The nice thing about tcl/tk is that it works on Unix, Windows, and Macintosh. To use jassem.tcl on our machines, simply run :
UNIX> wish ~jplank/cs360/bin/jassem.tcl [filename]Wish should be installed on all of our machines.
To use jassem.tcl on a Windows or Macintosh machine, you will need to install tcl/tk. This is free -- get the code from www.scriptics.com.
In running jassem.tcl, the first thing you do is load a program, such as p1-g.jas (the program above that adds global variables) or p1.jas (the program above that adds local variables). You should see a picture of the system -- stack, registers, globals and code, as below:
Now you can step through the program, looking at everything as you go. Make sure you understand each step as you go through it. This is a very helpful tool.
In jassem, the code starts at 0x1000, and global variables, if they exist, start at the next multiple of 0x1000. There is no heap. The stack ends at 0xfff44c. That's pretty arbitrary, but such is life.
>1. Does the term uniprocessor mean that we have only one CPU, or is there > something else I should understand?That is correct -- one CPU (as opposed to a parallel processor that has many CPUs)
>2. In the register <--> memory operation > st %r0 --> [r1] > the notes said "... treat the value of register r1 as a pointer to a memory > location ...". Except for the pc, fp and the sp do we ever know where in > memory a register is pointing ?You can assume that the pc points to the code, and the fp/sp both point to memory in the stack.
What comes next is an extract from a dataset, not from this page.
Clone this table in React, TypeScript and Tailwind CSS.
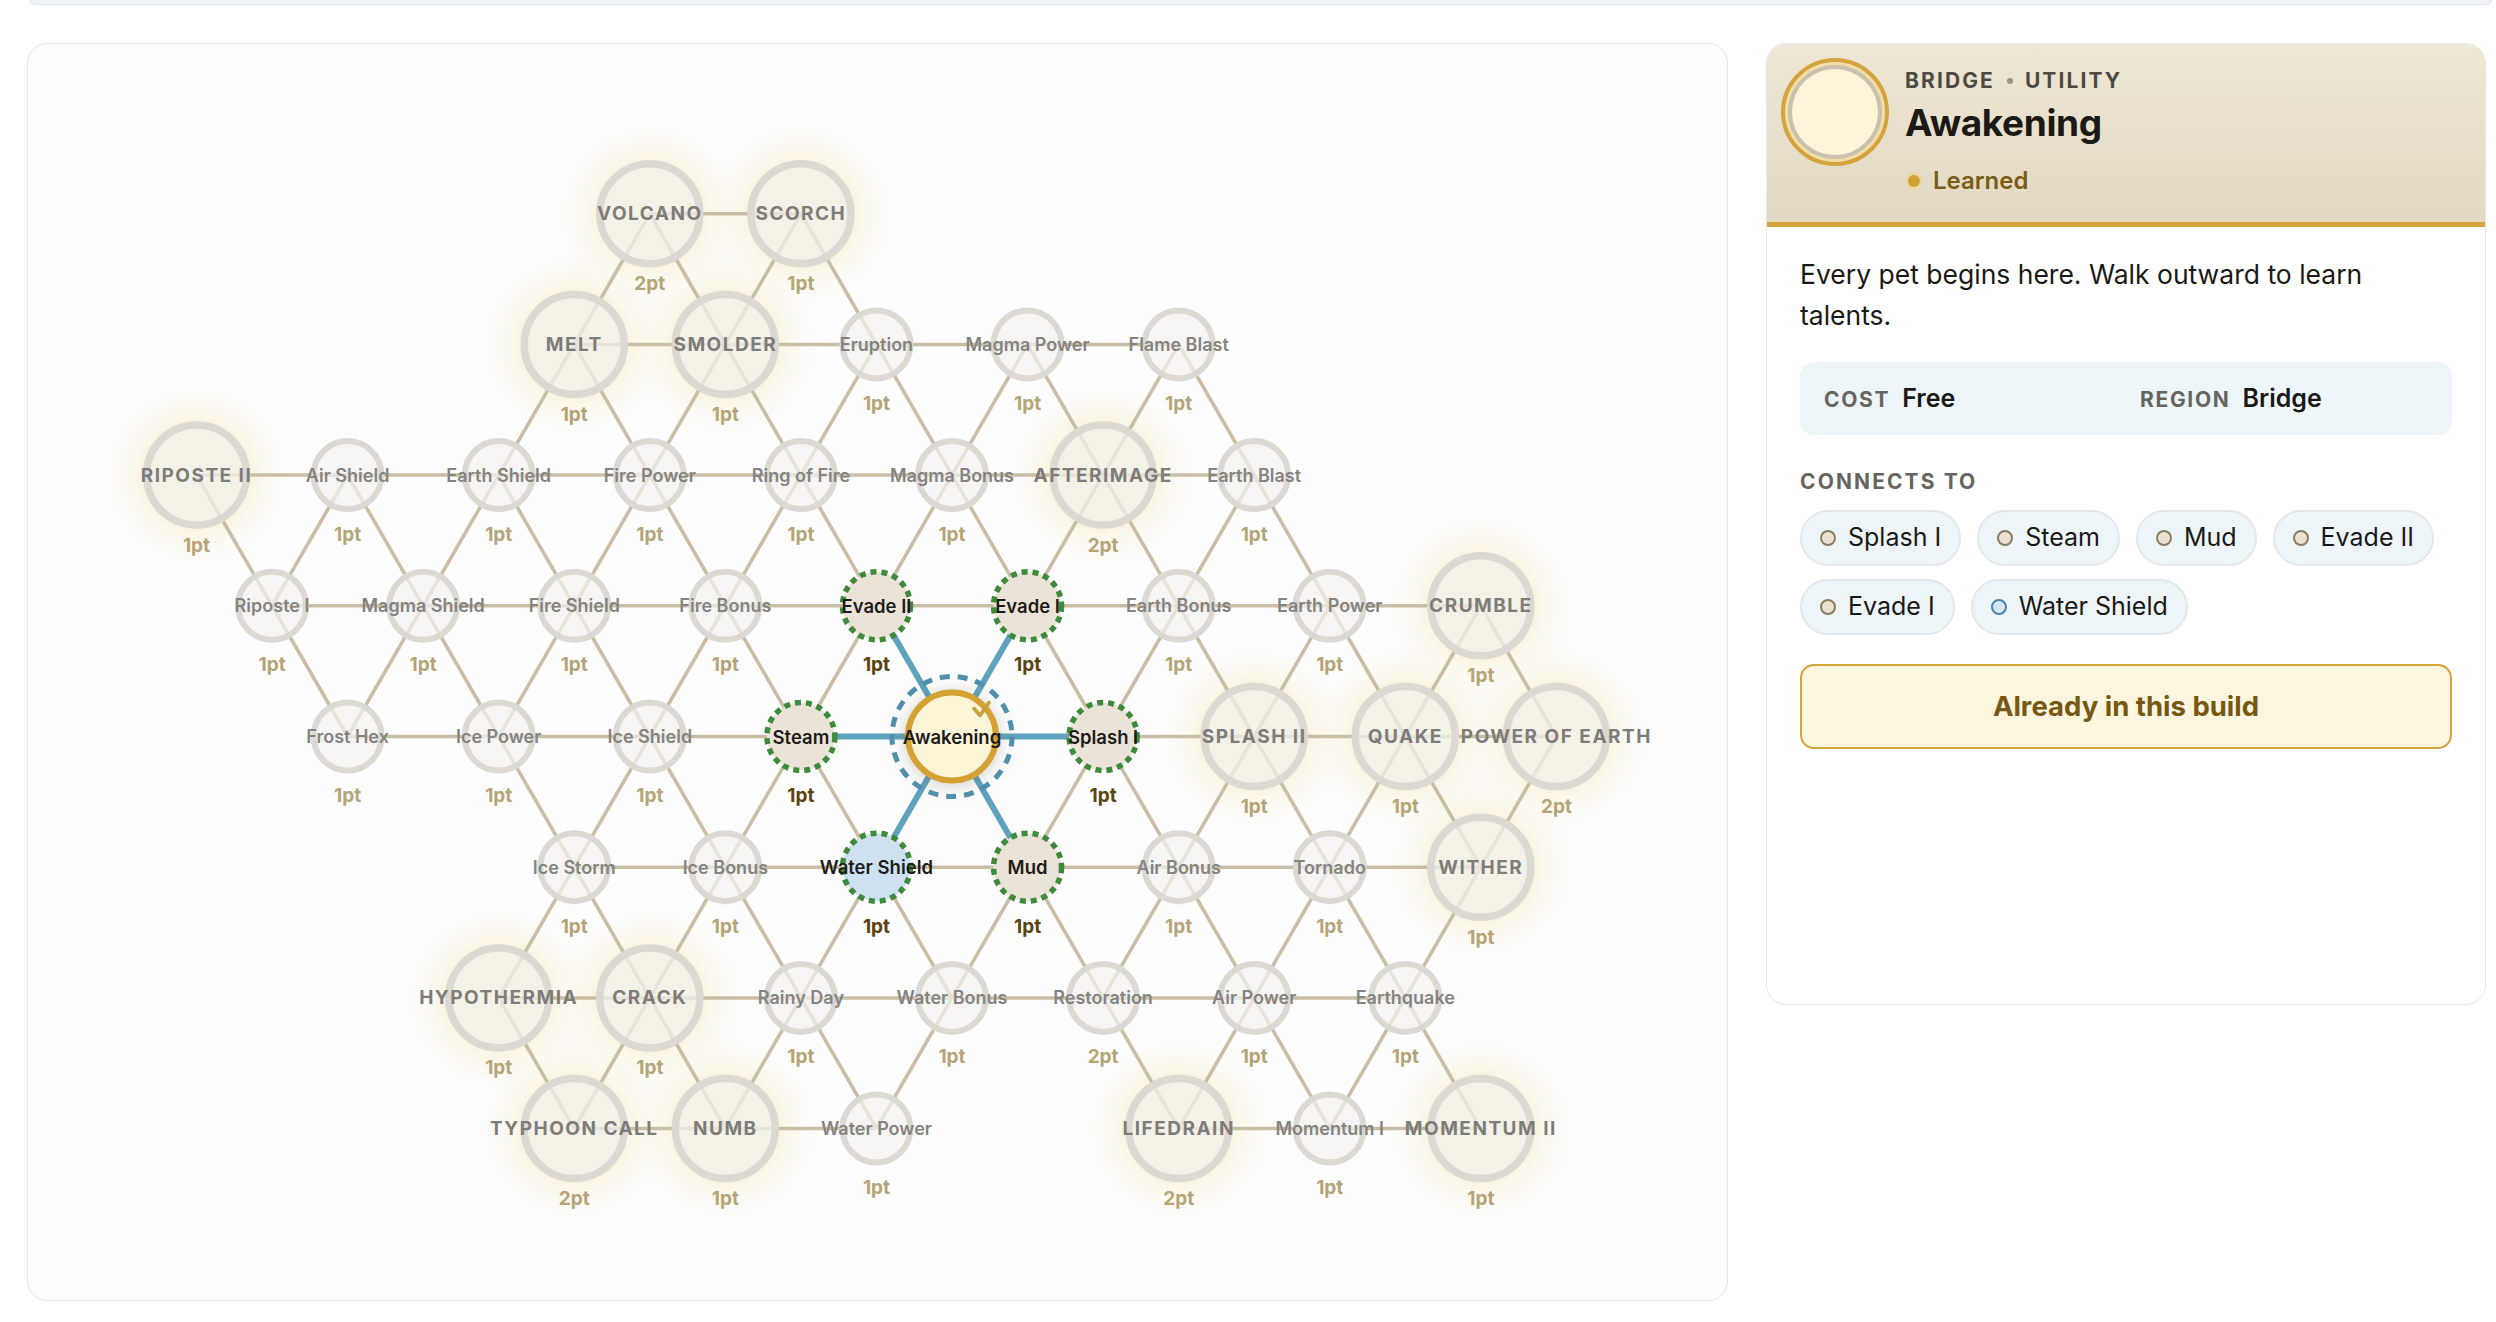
import React from 'react';

type Kind = 'small' | 'big' | 'avail' | 'start';

interface TalentNode {
  id: string;
  label: string;
  c: number;
  r: number;
  kind: Kind;
  cost?: string;
  water?: boolean;
}

const S = 75.55;
const H = 130.7;
const CX = 924;
const CY = 692.5;

const nodes: TalentNode[] = [
  { id: 'volcano', label: 'VOLCANO', c: -4, r: -4, kind: 'big', cost: '2pt' },
  { id: 'scorch', label: 'SCORCH', c: -2, r: -4, kind: 'big', cost: '1pt' },

  { id: 'melt', label: 'MELT', c: -5, r: -3, kind: 'big', cost: '1pt' },
  { id: 'smolder', label: 'SMOLDER', c: -3, r: -3, kind: 'big', cost: '1pt' },
  { id: 'eruption', label: 'Eruption', c: -1, r: -3, kind: 'small', cost: '1pt' },
  { id: 'magmapower', label: 'Magma Power', c: 1, r: -3, kind: 'small', cost: '1pt' },
  { id: 'flameblast', label: 'Flame Blast', c: 3, r: -3, kind: 'small', cost: '1pt' },

  { id: 'riposte2', label: 'RIPOSTE II', c: -10, r: -2, kind: 'big', cost: '1pt' },
  { id: 'airshield', label: 'Air Shield', c: -8, r: -2, kind: 'small', cost: '1pt' },
  { id: 'earthshield', label: 'Earth Shield', c: -6, r: -2, kind: 'small', cost: '1pt' },
  { id: 'firepower', label: 'Fire Power', c: -4, r: -2, kind: 'small', cost: '1pt' },
  { id: 'ringoffire', label: 'Ring of Fire', c: -2, r: -2, kind: 'small', cost: '1pt' },
  { id: 'magmabonus', label: 'Magma Bonus', c: 0, r: -2, kind: 'small', cost: '1pt' },
  { id: 'afterimage', label: 'AFTERIMAGE', c: 2, r: -2, kind: 'big', cost: '2pt' },
  { id: 'earthblast', label: 'Earth Blast', c: 4, r: -2, kind: 'small', cost: '1pt' },

  { id: 'riposte1', label: 'Riposte I', c: -9, r: -1, kind: 'small', cost: '1pt' },
  { id: 'magmashield', label: 'Magma Shield', c: -7, r: -1, kind: 'small', cost: '1pt' },
  { id: 'fireshield', label: 'Fire Shield', c: -5, r: -1, kind: 'small', cost: '1pt' },
  { id: 'firebonus', label: 'Fire Bonus', c: -3, r: -1, kind: 'small', cost: '1pt' },
  { id: 'evade2', label: 'Evade II', c: -1, r: -1, kind: 'avail', cost: '1pt' },
  { id: 'evade1', label: 'Evade I', c: 1, r: -1, kind: 'avail', cost: '1pt' },
  { id: 'earthbonus', label: 'Earth Bonus', c: 3, r: -1, kind: 'small', cost: '1pt' },
  { id: 'earthpower', label: 'Earth Power', c: 5, r: -1, kind: 'small', cost: '1pt' },
  { id: 'crumble', label: 'CRUMBLE', c: 7, r: -1, kind: 'big', cost: '1pt' },

  { id: 'frosthex', label: 'Frost Hex', c: -8, r: 0, kind: 'small', cost: '1pt' },
  { id: 'icepower', label: 'Ice Power', c: -6, r: 0, kind: 'small', cost: '1pt' },
  { id: 'iceshield', label: 'Ice Shield', c: -4, r: 0, kind: 'small', cost: '1pt' },
  { id: 'steam', label: 'Steam', c: -2, r: 0, kind: 'avail', cost: '1pt' },
  { id: 'awakening', label: 'Awakening', c: 0, r: 0, kind: 'start' },
  { id: 'splash1', label: 'Splash I', c: 2, r: 0, kind: 'avail', cost: '1pt' },
  { id: 'splash2', label: 'SPLASH II', c: 4, r: 0, kind: 'big', cost: '1pt' },
  { id: 'quake', label: 'QUAKE', c: 6, r: 0, kind: 'big', cost: '1pt' },
  { id: 'powerofearth', label: 'POWER OF EARTH', c: 8, r: 0, kind: 'big', cost: '2pt' },

  { id: 'icestorm', label: 'Ice Storm', c: -5, r: 1, kind: 'small', cost: '1pt' },
  { id: 'icebonus', label: 'Ice Bonus', c: -3, r: 1, kind: 'small', cost: '1pt' },
  { id: 'watershield', label: 'Water Shield', c: -1, r: 1, kind: 'avail', cost: '1pt', water: true },
  { id: 'mud', label: 'Mud', c: 1, r: 1, kind: 'avail', cost: '1pt' },
  { id: 'airbonus', label: 'Air Bonus', c: 3, r: 1, kind: 'small', cost: '1pt' },
  { id: 'tornado', label: 'Tornado', c: 5, r: 1, kind: 'small', cost: '1pt' },
  { id: 'wither', label: 'WITHER', c: 7, r: 1, kind: 'big', cost: '1pt' },

  { id: 'hypothermia', label: 'HYPOTHERMIA', c: -6, r: 2, kind: 'big', cost: '1pt' },
  { id: 'crack', label: 'CRACK', c: -4, r: 2, kind: 'big', cost: '1pt' },
  { id: 'rainyday', label: 'Rainy Day', c: -2, r: 2, kind: 'small', cost: '1pt' },
  { id: 'waterbonus', label: 'Water Bonus', c: 0, r: 2, kind: 'small', cost: '1pt' },
  { id: 'restoration', label: 'Restoration', c: 2, r: 2, kind: 'small', cost: '2pt' },
  { id: 'airpower', label: 'Air Power', c: 4, r: 2, kind: 'small', cost: '1pt' },
  { id: 'earthquake', label: 'Earthquake', c: 6, r: 2, kind: 'small', cost: '1pt' },

  { id: 'typhooncall', label: 'TYPHOON CALL', c: -5, r: 3, kind: 'big', cost: '2pt' },
  { id: 'numb', label: 'NUMB', c: -3, r: 3, kind: 'big', cost: '1pt' },
  { id: 'waterpower', label: 'Water Power', c: -1, r: 3, kind: 'small', cost: '1pt' },
  { id: 'lifedrain', label: 'LIFEDRAIN', c: 3, r: 3, kind: 'big', cost: '2pt' },
  { id: 'momentum1', label: 'Momentum I', c: 5, r: 3, kind: 'small', cost: '1pt' },
  { id: 'momentum2', label: 'MOMENTUM II', c: 7, r: 3, kind: 'big', cost: '1pt' },
];

const pos = (n: TalentNode) => ({ x: CX + n.c * S, y: CY + n.r * H });

// neighbours on the triangular lattice
const edges: [TalentNode, TalentNode][] = [];
nodes.forEach(a => {
  nodes.forEach(b => {
    const dc = b.c - a.c;
    const dr = b.r - a.r;
    if ((dc === 2 && dr === 0) || (dc === 1 && dr === 1) || (dc === -1 && dr === 1)) edges.push([a, b]);
  });
});

const FONT = 'Inter, sans-serif';

const TalentGraph: React.FC = () => (
  <svg width={1699} height={1256} viewBox="0 0 1699 1256" className="block">
    <defs>
      <radialGradient id="glow" cx="50%" cy="50%" r="50%">
        <stop offset="0.45" stopColor="#f3e2a8" stopOpacity="0.5" />
        <stop offset="0.7" stopColor="#f6ebc6" stopOpacity="0.22" />
        <stop offset="1" stopColor="#fbf6e6" stopOpacity="0" />
      </radialGradient>
      <filter id="startShadow" x="-50%" y="-50%" width="200%" height="200%">
        <feDropShadow dx="0" dy="2" stdDeviation="9" floodColor="#5b5040" floodOpacity="0.28" />
      </filter>
    </defs>

    {nodes.filter(n => n.kind === 'big').map(n => {
      const p = pos(n);
      return <circle key={'g' + n.id} cx={p.x} cy={p.y} r={98} fill="url(#glow)" />;
    })}

    {edges.map(([a, b]) => {
      const pa = pos(a);
      const pb = pos(b);
      const active = a.kind === 'start' || b.kind === 'start';
      return (
        <line
          key={a.id + b.id}
          x1={pa.x}
          y1={pa.y}
          x2={pb.x}
          y2={pb.y}
          stroke={active ? '#5fa2be' : '#c9bea4'}
          strokeWidth={active ? 6 : 3.5}
        />
      );
    })}

    {nodes.map(n => {
      const p = pos(n);
      if (n.kind === 'start') {
        return (
          <g key={n.id}>
            <circle cx={p.x} cy={p.y} r={60} fill="none" stroke="#4f91b0" strokeWidth={5} strokeDasharray="10 8" />
            <circle cx={p.x} cy={p.y} r={44} fill="#fcf4d7" stroke="#d4a233" strokeWidth={6} filter="url(#startShadow)" />
            <path
              d={`M ${p.x + 22} ${p.y - 28} L ${p.x + 28} ${p.y - 21} L ${p.x + 37} ${p.y - 34}`}
              fill="none"
              stroke="#c99f38"
              strokeWidth={3.5}
              strokeLinecap="round"
              strokeLinejoin="round"
            />
            <text x={p.x} y={p.y} textAnchor="middle" dominantBaseline="central" fontFamily={FONT} fontWeight={600} fontSize={18.5} fill="#1d1b18">
              {n.label}
            </text>
          </g>
        );
      }
      if (n.kind === 'avail') {
        return (
          <g key={n.id}>
            <circle cx={p.x} cy={p.y} r={34} fill={n.water ? '#cde1f1' : '#ebe3d7'} stroke="#3c8a3a" strokeWidth={5.5} strokeDasharray="6 5" />
            <text x={p.x} y={p.y} textAnchor="middle" dominantBaseline="central" fontFamily={FONT} fontWeight={600} fontSize={18.5} fill="#1d1b18">
              {n.label}
            </text>
            <text x={p.x} y={p.y + 59} textAnchor="middle" dominantBaseline="central" fontFamily={FONT} fontWeight={700} fontSize={19} fill="#5a430e">
              {n.cost}
            </text>
          </g>
        );
      }
      const big = n.kind === 'big';
      return (
        <g key={n.id}>
          <circle
            cx={p.x}
            cy={p.y}
            r={big ? 50 : 34}
            fill="#f2f1ef"
            fillOpacity={0.72}
            stroke="#dcd9d3"
            strokeWidth={big ? 7.5 : 6}
          />
          <text
            x={p.x}
            y={p.y}
            textAnchor="middle"
            dominantBaseline="central"
            fontFamily={FONT}
            fontWeight={big ? 700 : 600}
            fontSize={big ? 19 : 18}
            letterSpacing={big ? 1.5 : 0}
            fill={big ? '#7e7c79' : '#85837f'}
          >
            {n.label}
          </text>
          <text
            x={p.x}
            y={p.y + (big ? 70 : 59)}
            textAnchor="middle"
            dominantBaseline="central"
            fontFamily={FONT}
            fontWeight={700}
            fontSize={19}
            fill="#b4a476"
          >
            {n.cost}
          </text>
        </g>
      );
    })}
  </svg>
);

const connects = [
  { name: 'Splash I' },
  { name: 'Steam' },
  { name: 'Mud' },
  { name: 'Evade II' },
  { name: 'Evade I' },
  { name: 'Water Shield', water: true },
];

const DetailPanel: React.FC = () => (
  <div className="w-[720px] h-[962px] shrink-0 rounded-[20px] border border-[#e2e8ee] bg-white overflow-hidden">
    <div className="h-[183px] border-b-[5px] border-[#d4a33d] bg-gradient-to-b from-[#eee7d5] to-[#e2d9c3] flex items-start pl-[14px] pt-[14px] gap-[16px]">
      <div className="w-[108px] h-[108px] rounded-full border-[4px] border-[#d4a33d] bg-[#f1dfa8] p-[3px] shrink-0">
        <div className="w-full h-full rounded-full border-[4px] border-[#c9c0ae] bg-[#fdf5d9]" />
      </div>
      <div className="flex flex-col pt-[7px]">
        <div className="flex items-center gap-[12px] text-[21px] leading-[32px] font-bold tracking-[0.1em] text-[#4d4942]">
          <span>BRIDGE</span>
          <span className="w-[6px] h-[6px] rounded-full bg-[#9a938a]" />
          <span>UTILITY</span>
        </div>
        <div className="mt-[3px] text-[37px] leading-[46px] font-bold text-[#1b1916] tracking-[-0.01em]">Awakening</div>
        <div className="mt-[19px] flex items-center gap-[10px]">
          <span className="w-[18px] h-[18px] rounded-full bg-[#ead9a6] flex items-center justify-center">
            <span className="w-[12px] h-[12px] rounded-full bg-[#d2a136]" />
          </span>
          <span className="text-[24px] leading-[32px] font-semibold text-[#7b5c14]">Learned</span>
        </div>
      </div>
    </div>

    <div className="px-[33px] pt-[27px]">
      <p className="text-[26.5px] leading-[41px] text-[#1b1916]">Every pet begins here. Walk outward to learn talents.</p>

      <div className="mt-[26px] h-[73px] rounded-[14px] bg-[#eef5f9] grid grid-cols-[316px_1fr] items-center px-[24px]">
        <div className="flex items-baseline gap-[12px]">
          <span className="text-[21px] font-bold tracking-[0.08em] text-[#66645f]">COST</span>
          <span className="text-[25px] font-semibold text-[#1b1916]">Free</span>
        </div>
        <div className="flex items-baseline gap-[12px]">
          <span className="text-[21px] font-bold tracking-[0.08em] text-[#66645f]">REGION</span>
          <span className="text-[25px] font-semibold text-[#1b1916]">Bridge</span>
        </div>
      </div>

      <div className="mt-[33px] text-[21px] leading-[28px] font-bold tracking-[0.1em] text-[#66645f]">CONNECTS TO</div>

      <div className="mt-[14px] flex flex-wrap gap-x-[16px] gap-y-[13px] w-[650px]">
        {connects.map(c => (
          <div
            key={c.name}
            className="h-[56px] rounded-full bg-[#eef5f9] border-2 border-[#e1e8ee] flex items-center pl-[18px] pr-[18px] gap-[12px]"
          >
            <span
              className={`w-[16px] h-[16px] rounded-full border-[2.5px] ${c.water ? 'border-[#4a85b0] bg-[#d6e7f3]' : 'border-[#8a7c5e] bg-[#e9e1d2]'}`}
            />
            <span className="text-[25px] text-[#1b1916]">{c.name}</span>
          </div>
        ))}
      </div>

      <div className="mt-[29px] h-[85px] rounded-[14px] border-2 border-[#d3a43a] bg-[#fdf6df] flex items-center justify-center">
        <span className="text-[27.5px] font-bold text-[#765812]">Already in this build</span>
      </div>
    </div>
  </div>
);

export default function App() {
  return (
    <div className="min-h-screen bg-white font-[Inter,sans-serif]">
      <div className="ml-[30px] w-[2462px] h-[5px] rounded-b-[18px] border-x border-b border-[#dfe6ec] bg-[#eef4f8]" />
      <div className="flex gap-[38px] pl-[27px] mt-[38px]">
        <div className="w-[1701px] h-[1258px] shrink-0 rounded-[20px] border border-[#e2e8ee] bg-[#fdfdfd] overflow-hidden">
          <TalentGraph />
        </div>
        <DetailPanel />
      </div>
    </div>
  );
}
Even these assumptions can be violated in some systems if you are doing complex stuff (I won't go into it). Otherwise, you cannot assume that a register is pointing to a specific memory segment. r1's pointer can point to the code, globals, heap or stack.
>3. Does each process assume that the address space is 0x80000000 ? If this is > the number of bytes it looks huge to me. I got exactly 2048Mb. The hydras, > for example, have only 96Mb of RAM. > I got 2048 by doing > 8*(16^7)/(1024^2). > Am I making any wrong assumptions ? Things don't seem right.Yes, the process assumes that memory is an array of 2 GB. However, it won't use all 2 GB. In particular, the addresses between the stack and heap are unused, and they compose the bulk of the address space. Even though a processor may have much less than 2 GB in RAM, the system is set up to look as though each process can access 2 GB. This is called "virtual memory", and is something that you'll learn about in CS361. In a few weeks, we'll see how your interface to memory is limited. In particular, usually your code and globals segment is smaller than a megabyte. On my machine, the OS does not allow the stack to grow larger than 8M or so, (type "limit" and look at "stacksize") and it does not allow the heap to grow too much larger than 96MB. If you don't believe me -- try it:
The program test1.c tests the heap:
#include <stdio.h> #include <stdlib.h> #include <unistd.h> int main(int argc, char **argv) { char *s; long sz; if (argc != 2 || sscanf(argv[1], "%ld", &sz) == 0) { fprintf(stderr, "usage: test1 bytes\n"); exit(1); } s = (char *) malloc(sz); if (s == NULL) { perror("malloc"); exit(1); } printf("malloc %ld worked\n", sz); return 0; } |
In 2018, you had to allocate quite a bit of memory to have the hydra's fail:
UNIX> gcc test1.c UNIX> a.out 6000000000 malloc 6000000000 worked UNIX> a.out 7000000000 malloc: Cannot allocate memory UNIX>My Raspberry Pi fails quicker:
pi@raspberrypi:~$ gcc test1.c pi@raspberrypi:~$ ./a.out 400000000 malloc 400000000 worked pi@raspberrypi:~$ ./a.out 500000000 malloc: Cannot allocate memory pi@raspberrypi:~$This program (test2.c) tests the stack:
#include <stdio.h> int main() { char s[9000000]; printf("s = 0x%x\n", s); printf("%d\n", *s); return 0; } |
As you can see below, our stacks are (as of 2018) limited to 8 MB, which seems like plenty of memory to me. So, when test2.c tries to allocate 9,000,000 bytes on the stack, you get a seg fault:
UNIX> limit | grep stack stacksize 8192 kbytes UNIX> gcc test2.c UNIX> ./a.out Segmentation fault UNIX>If we instead only allocate 8,000,000 bytes, it succeeds:
UNIX> sed 's/90/80/' test2.c > test3.c UNIX> gcc test3.c UNIX> a.out s = 0xaf67d5d0 0 UNIX> rm test3.c a.out UNIX>